Por las tardes, para ayudar en la casa don José consiguió trabajo en la Bahía, en una empresa que vendía tanques. Por las noches retornaba a su oficio de celador.  

Él ya tiene su rutina armada: en las mañanas riega las plantas y las poda, y en las tardes arregla las tumbas. Hay unas a las que les guarda más cariño. Se nota en la pulcritud. “Aquí está el mejor director del Centro Ecuatoriano Alemán. Él se preocupó mucho por este lugar. Lo conocí”, recuerda al pie del nicho en el que no hay rastro de maleza.

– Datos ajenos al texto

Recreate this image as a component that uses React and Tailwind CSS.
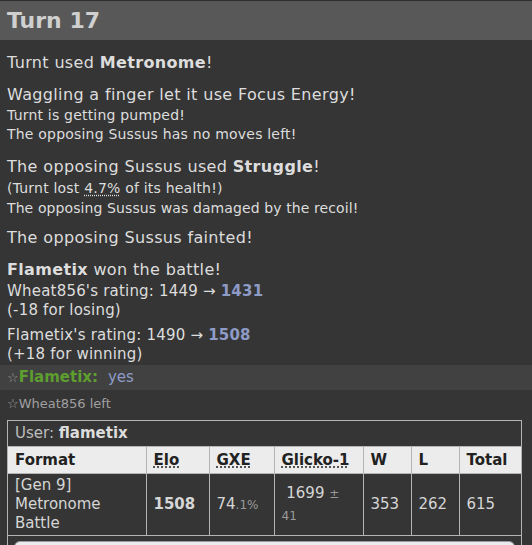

Sus manos sucias de tierra y su camisa manchada son las evidencias de que siempre está haciendo algo en el lugar. Cuando termina el trabajo, en las tardes, le da un espacio a la lectura. Busca los diarios del domingo. Le gustan las historias del Guayaquil del ayer. “Es difícil conseguir periódicos por aquí, en el cementerio, hay que salir a comprarlos por allá lejos”, señala a la calle Julián Coronel, con dirección al centro de Guayaquil.

Nunca fue buen estudiante, confiesa. En Quito cursó solo la escuela. No siguió el colegio porque las matemáticas no eran para él. En la adolescencia, para alejarse de su papá, quien era militar, decidió venir a Guayaquil. Su primer trabajo fue en una tienda, donde hoy es el mercado de flores que expende arreglos para difuntos. Pero otros recuerdos se han marchado de su memoria. En un esfuerzo cierra los ojos, pero no los consigue traer de vuelta: ¿Cuál es la institución que debería pagar su trabajo como celador? o ¿Cuándo se cayó la pequeña casa de madera en la que vivía?

Hoy las únicas certezas que tiene son que no se marchará del cementerio hasta que no le envíen un guardia suplente para el cuidado. “Vengo hasta los domingos para ver si no hay novedades”.